Their arguments reveal that the real danger to their relationship is not a single betrayal, but the slow build-up of feeling unseen. Jules feels trapped in domestic responsibility, while Adam feels judged for the life he did not build.
Their time travel initially seems like a chance to repair the marriage by improving old habits, reviving desire, or correcting past failures. However, every attempted correction exposes a deeper truth: love cannot survive through nostalgia alone.
The past may remind them why they chose each other, but it cannot replace honesty in the present. Their final renewal comes when they stop trying to perfect history and begin supporting each other’s future with patience, kindness, and shared responsibility.

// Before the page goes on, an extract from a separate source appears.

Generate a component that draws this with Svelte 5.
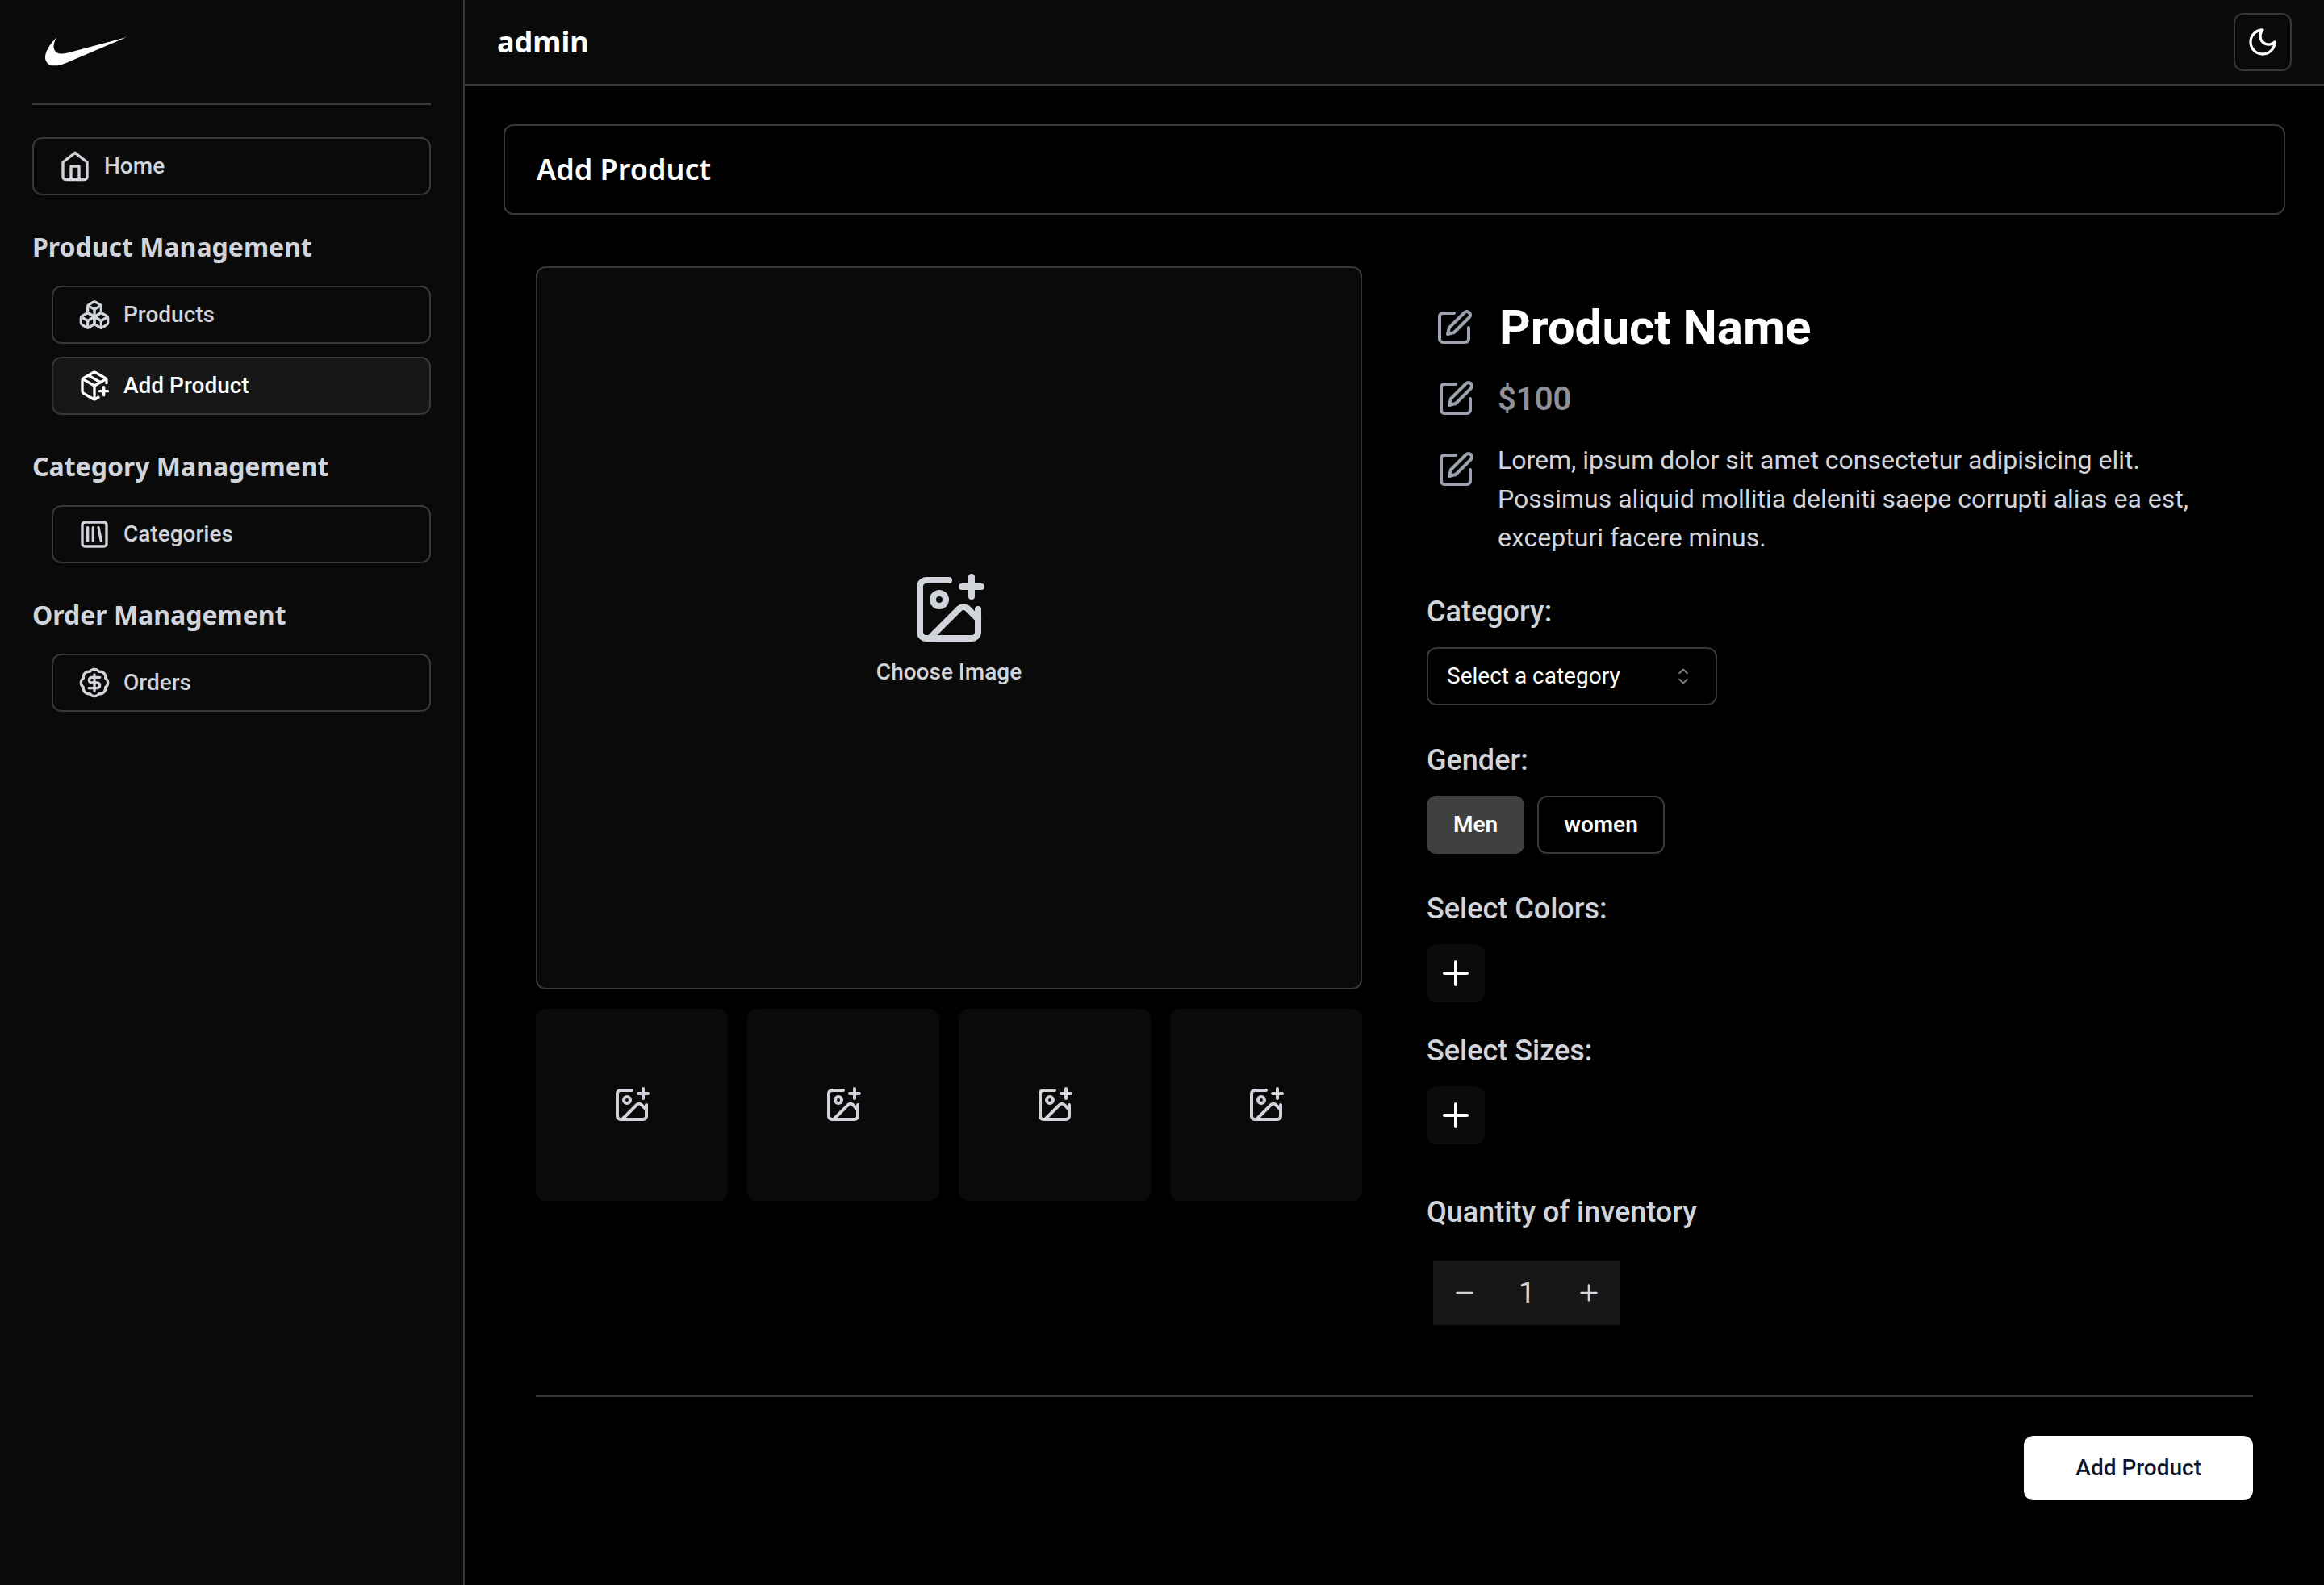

Regret and the Temptation to Rewrite Life
Regret drives much of the conflict, because both Adam and Jules are haunted by versions of life they almost lived. Adam measures himself against Darius’s wealth and success, imagining that one missed decision cost him status, confidence, and security.
Jules carries regret about travel, career, motherhood, and the restaurant dream she postponed for years. The time machine gives these regrets physical power, allowing them to test whether a better choice in the past would create a better present.
Yet each change proves that regret is often selective. Adam’s success with Darius brings wealth but costs him his marriage and closeness with his children.
Jules’s life with Darius gives her luxury but leaves her emotionally isolated from the family she truly values. The story argues that regret can distort memory by making alternative lives look cleaner than they are.
Instead of freeing them, rewriting the past traps them in new forms of loss. Real growth begins when they accept that no life is untouched by sacrifice.
Parenthood, Guilt, and Letting Children Become Themselves
Parenthood is presented as a source of fierce love, but also fear, guilt, and over-control. Jules’s journey into the past with young Nelly and Liam forces her to confront the pain of tired, overwhelmed parenting.
She sees that love was always there, but not always expressed with the tenderness her children needed. Adam’s guilt is even sharper because Liam’s childhood accident has shaped the way he sees his son’s future.
His attempt to prevent the accident seems loving, but it also shows his inability to accept pain, risk, and uncertainty as part of his children’s lives. When Liam becomes successful in the altered timeline, Adam assumes he has improved things, but Liam’s later crisis reveals how dangerous it is to treat a child’s life as a problem to be fixed.
Nelly’s distance from Jules also shows that ambition and family cannot be balanced by shortcuts. The healthier ending allows both children to move forward on their own terms, while their parents learn to guide without controlling.
Imperfection, Gratitude, and Choosing the Present
The ending of You & Me and You & Me and You & Mey places value on an imperfect life that is fully chosen. Throughout the story, Adam and Jules are tempted by cleaner, richer, more glamorous versions of existence: a successful business empire, a luxury marriage, professional achievement, physical transformation, and freedom from old mistakes.
Each version looks attractive from a distance, but none gives them the emotional wholeness they are seeking. The shabby house, difficult finances, aging bodies, demanding children, and unfinished dreams are not romanticized, yet they become meaningful because they belong to a life built through shared history.
Gratitude does not mean pretending everything is fine. It means seeing that their ordinary life contains love, memory, humor, and possibility, even after failure.
By rejecting Darius’s glamour and choosing each other again, Adam and Jules accept that happiness is not found by escaping the present. It is created by acting differently within it, with more courage, honesty, and care.